# Exercise data:
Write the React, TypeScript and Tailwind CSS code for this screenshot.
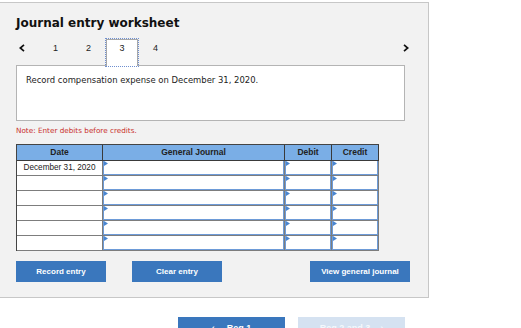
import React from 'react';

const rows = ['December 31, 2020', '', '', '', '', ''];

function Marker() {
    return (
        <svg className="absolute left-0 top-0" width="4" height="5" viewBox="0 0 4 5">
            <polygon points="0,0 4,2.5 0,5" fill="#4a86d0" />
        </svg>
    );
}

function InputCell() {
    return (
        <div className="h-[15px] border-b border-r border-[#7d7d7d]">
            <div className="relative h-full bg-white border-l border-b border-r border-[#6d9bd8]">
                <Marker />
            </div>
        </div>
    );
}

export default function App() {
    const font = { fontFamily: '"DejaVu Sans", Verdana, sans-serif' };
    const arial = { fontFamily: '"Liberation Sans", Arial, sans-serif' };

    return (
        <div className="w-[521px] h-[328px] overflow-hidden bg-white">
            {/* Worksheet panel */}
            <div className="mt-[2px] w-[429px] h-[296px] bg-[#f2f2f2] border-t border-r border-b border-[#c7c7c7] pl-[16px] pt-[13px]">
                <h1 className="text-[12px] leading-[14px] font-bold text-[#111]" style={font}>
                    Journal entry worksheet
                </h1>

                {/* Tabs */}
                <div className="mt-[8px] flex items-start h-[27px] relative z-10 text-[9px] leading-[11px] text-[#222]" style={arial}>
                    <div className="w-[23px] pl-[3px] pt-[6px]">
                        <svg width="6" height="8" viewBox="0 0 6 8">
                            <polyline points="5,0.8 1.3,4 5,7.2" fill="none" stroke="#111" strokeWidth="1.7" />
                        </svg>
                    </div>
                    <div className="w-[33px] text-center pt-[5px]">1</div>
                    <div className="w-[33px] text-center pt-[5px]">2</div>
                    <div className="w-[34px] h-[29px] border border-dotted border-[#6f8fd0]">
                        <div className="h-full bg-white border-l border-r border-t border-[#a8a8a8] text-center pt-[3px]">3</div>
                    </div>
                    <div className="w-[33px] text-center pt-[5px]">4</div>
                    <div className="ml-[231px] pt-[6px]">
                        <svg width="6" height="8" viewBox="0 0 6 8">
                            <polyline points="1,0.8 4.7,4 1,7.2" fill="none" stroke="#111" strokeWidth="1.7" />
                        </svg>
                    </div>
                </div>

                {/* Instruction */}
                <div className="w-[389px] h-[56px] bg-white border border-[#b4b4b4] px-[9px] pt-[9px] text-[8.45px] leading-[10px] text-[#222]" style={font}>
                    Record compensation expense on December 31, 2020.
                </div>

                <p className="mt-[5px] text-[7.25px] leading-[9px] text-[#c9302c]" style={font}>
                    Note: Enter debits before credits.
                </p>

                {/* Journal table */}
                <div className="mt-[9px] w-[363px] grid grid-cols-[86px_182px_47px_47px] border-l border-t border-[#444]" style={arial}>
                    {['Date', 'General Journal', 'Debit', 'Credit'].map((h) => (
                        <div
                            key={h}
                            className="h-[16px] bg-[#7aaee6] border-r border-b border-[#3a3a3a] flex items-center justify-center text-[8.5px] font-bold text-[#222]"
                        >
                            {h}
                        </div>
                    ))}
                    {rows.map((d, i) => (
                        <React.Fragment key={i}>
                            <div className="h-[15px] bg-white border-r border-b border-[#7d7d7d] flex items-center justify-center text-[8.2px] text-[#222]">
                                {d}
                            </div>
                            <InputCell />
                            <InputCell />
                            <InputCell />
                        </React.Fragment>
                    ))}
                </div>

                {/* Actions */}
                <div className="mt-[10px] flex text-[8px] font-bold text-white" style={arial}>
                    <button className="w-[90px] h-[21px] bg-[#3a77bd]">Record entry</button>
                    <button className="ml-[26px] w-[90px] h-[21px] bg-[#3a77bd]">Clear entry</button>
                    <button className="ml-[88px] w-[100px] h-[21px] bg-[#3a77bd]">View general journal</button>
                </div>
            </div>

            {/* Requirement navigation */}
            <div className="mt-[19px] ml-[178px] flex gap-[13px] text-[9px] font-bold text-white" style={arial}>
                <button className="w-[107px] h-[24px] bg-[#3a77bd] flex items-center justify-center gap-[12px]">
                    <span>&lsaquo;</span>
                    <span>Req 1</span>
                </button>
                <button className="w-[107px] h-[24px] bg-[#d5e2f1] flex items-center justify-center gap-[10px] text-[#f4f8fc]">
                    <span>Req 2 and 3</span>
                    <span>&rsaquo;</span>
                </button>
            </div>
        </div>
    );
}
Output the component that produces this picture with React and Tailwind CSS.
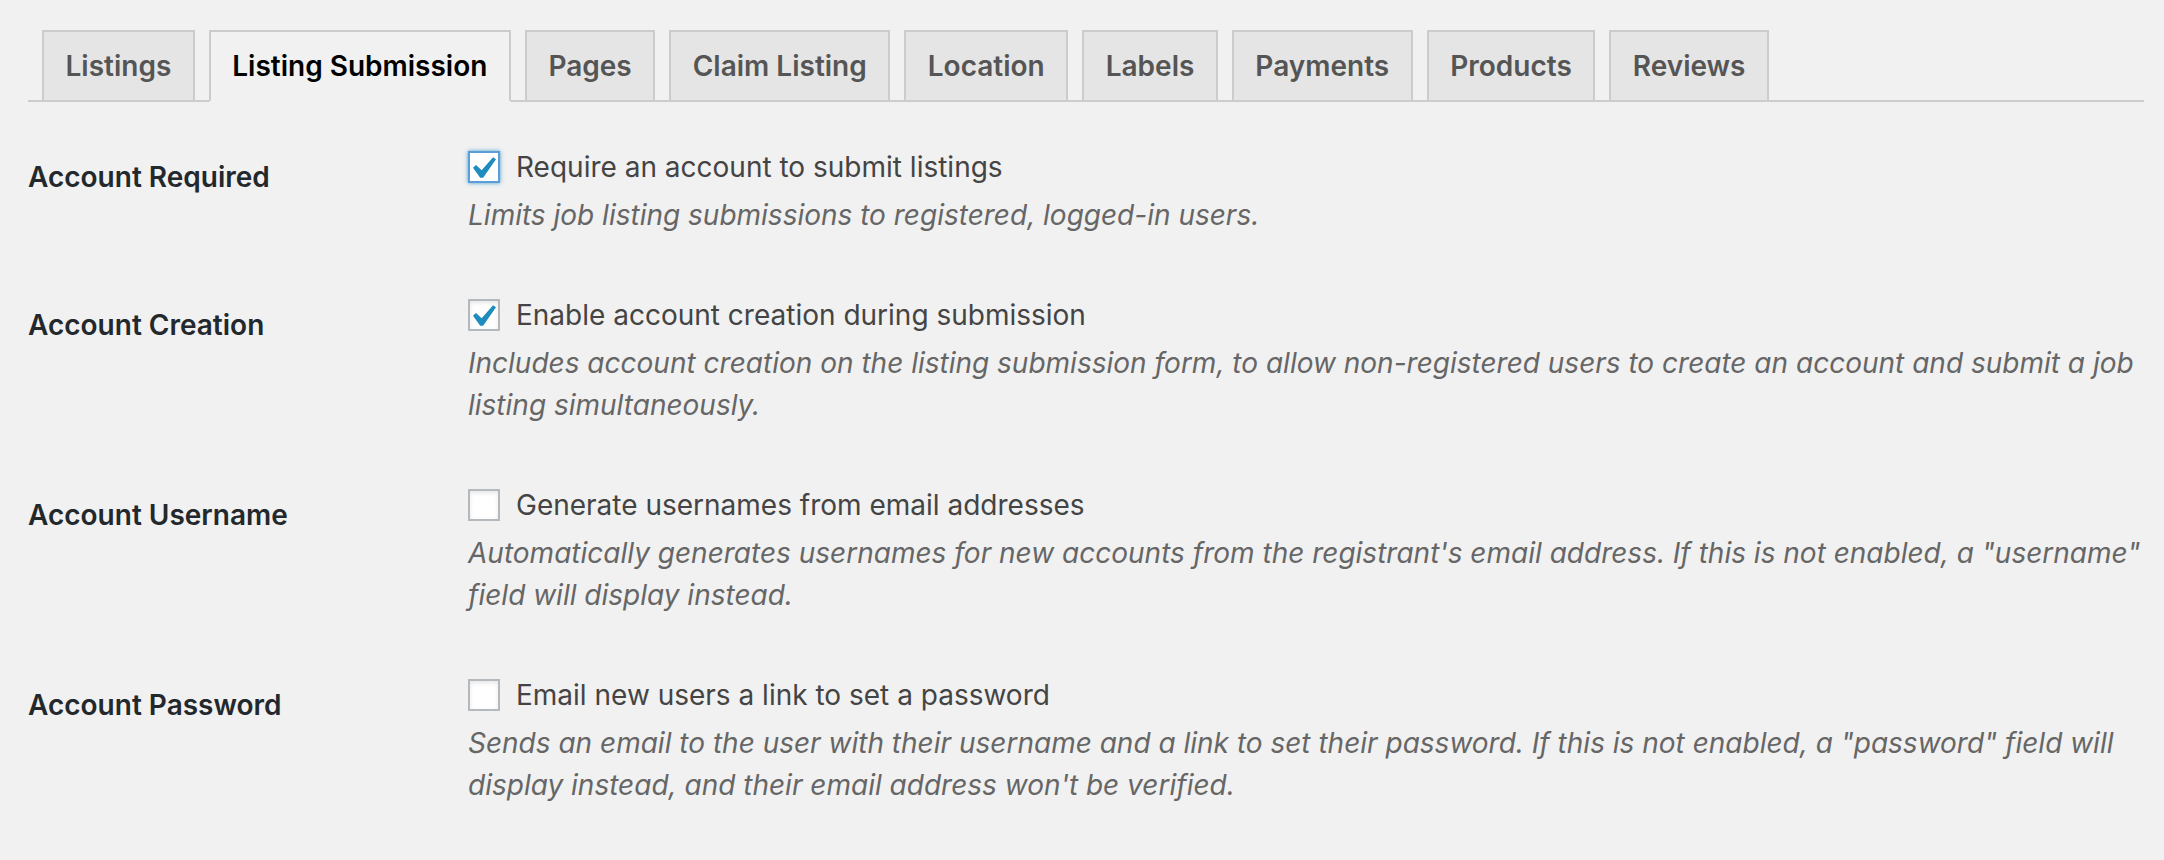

# Written exercise:
Repeat the records above exactly, leaving out the pictures.

# Result of the exercise:
Write the React, TypeScript and Tailwind CSS code for this screenshot.
import React from 'react';

const rows = ['December 31, 2020', '', '', '', '', ''];

function Marker() {
    return (
        <svg className="absolute left-0 top-0" width="4" height="5" viewBox="0 0 4 5">
            <polygon points="0,0 4,2.5 0,5" fill="#4a86d0" />
        </svg>
    );
}

function InputCell() {
    return (
        <div className="h-[15px] border-b border-r border-[#7d7d7d]">
            <div className="relative h-full bg-white border-l border-b border-r border-[#6d9bd8]">
                <Marker />
            </div>
        </div>
    );
}

export default function App() {
    const font = { fontFamily: '"DejaVu Sans", Verdana, sans-serif' };
    const arial = { fontFamily: '"Liberation Sans", Arial, sans-serif' };

    return (
        <div className="w-[521px] h-[328px] overflow-hidden bg-white">
            {/* Worksheet panel */}
            <div className="mt-[2px] w-[429px] h-[296px] bg-[#f2f2f2] border-t border-r border-b border-[#c7c7c7] pl-[16px] pt-[13px]">
                <h1 className="text-[12px] leading-[14px] font-bold text-[#111]" style={font}>
                    Journal entry worksheet
                </h1>

                {/* Tabs */}
                <div className="mt-[8px] flex items-start h-[27px] relative z-10 text-[9px] leading-[11px] text-[#222]" style={arial}>
                    <div className="w-[23px] pl-[3px] pt-[6px]">
                        <svg width="6" height="8" viewBox="0 0 6 8">
                            <polyline points="5,0.8 1.3,4 5,7.2" fill="none" stroke="#111" strokeWidth="1.7" />
                        </svg>
                    </div>
                    <div className="w-[33px] text-center pt-[5px]">1</div>
                    <div className="w-[33px] text-center pt-[5px]">2</div>
                    <div className="w-[34px] h-[29px] border border-dotted border-[#6f8fd0]">
                        <div className="h-full bg-white border-l border-r border-t border-[#a8a8a8] text-center pt-[3px]">3</div>
                    </div>
                    <div className="w-[33px] text-center pt-[5px]">4</div>
                    <div className="ml-[231px] pt-[6px]">
                        <svg width="6" height="8" viewBox="0 0 6 8">
                            <polyline points="1,0.8 4.7,4 1,7.2" fill="none" stroke="#111" strokeWidth="1.7" />
                        </svg>
                    </div>
                </div>

                {/* Instruction */}
                <div className="w-[389px] h-[56px] bg-white border border-[#b4b4b4] px-[9px] pt-[9px] text-[8.45px] leading-[10px] text-[#222]" style={font}>
                    Record compensation expense on December 31, 2020.
                </div>

                <p className="mt-[5px] text-[7.25px] leading-[9px] text-[#c9302c]" style={font}>
                    Note: Enter debits before credits.
                </p>

                {/* Journal table */}
                <div className="mt-[9px] w-[363px] grid grid-cols-[86px_182px_47px_47px] border-l border-t border-[#444]" style={arial}>
                    {['Date', 'General Journal', 'Debit', 'Credit'].map((h) => (
                        <div
                            key={h}
                            className="h-[16px] bg-[#7aaee6] border-r border-b border-[#3a3a3a] flex items-center justify-center text-[8.5px] font-bold text-[#222]"
                        >
                            {h}
                        </div>
                    ))}
                    {rows.map((d, i) => (
                        <React.Fragment key={i}>
                            <div className="h-[15px] bg-white border-r border-b border-[#7d7d7d] flex items-center justify-center text-[8.2px] text-[#222]">
                                {d}
                            </div>
                            <InputCell />
                            <InputCell />
                            <InputCell />
                        </React.Fragment>
                    ))}
                </div>

                {/* Actions */}
                <div className="mt-[10px] flex text-[8px] font-bold text-white" style={arial}>
                    <button className="w-[90px] h-[21px] bg-[#3a77bd]">Record entry</button>
                    <button className="ml-[26px] w-[90px] h-[21px] bg-[#3a77bd]">Clear entry</button>
                    <button className="ml-[88px] w-[100px] h-[21px] bg-[#3a77bd]">View general journal</button>
                </div>
            </div>

            {/* Requirement navigation */}
            <div className="mt-[19px] ml-[178px] flex gap-[13px] text-[9px] font-bold text-white" style={arial}>
                <button className="w-[107px] h-[24px] bg-[#3a77bd] flex items-center justify-center gap-[12px]">
                    <span>&lsaquo;</span>
                    <span>Req 1</span>
                </button>
                <button className="w-[107px] h-[24px] bg-[#d5e2f1] flex items-center justify-center gap-[10px] text-[#f4f8fc]">
                    <span>Req 2 and 3</span>
                    <span>&rsaquo;</span>
                </button>
            </div>
        </div>
    );
}
Output the component that produces this picture with React and Tailwind CSS.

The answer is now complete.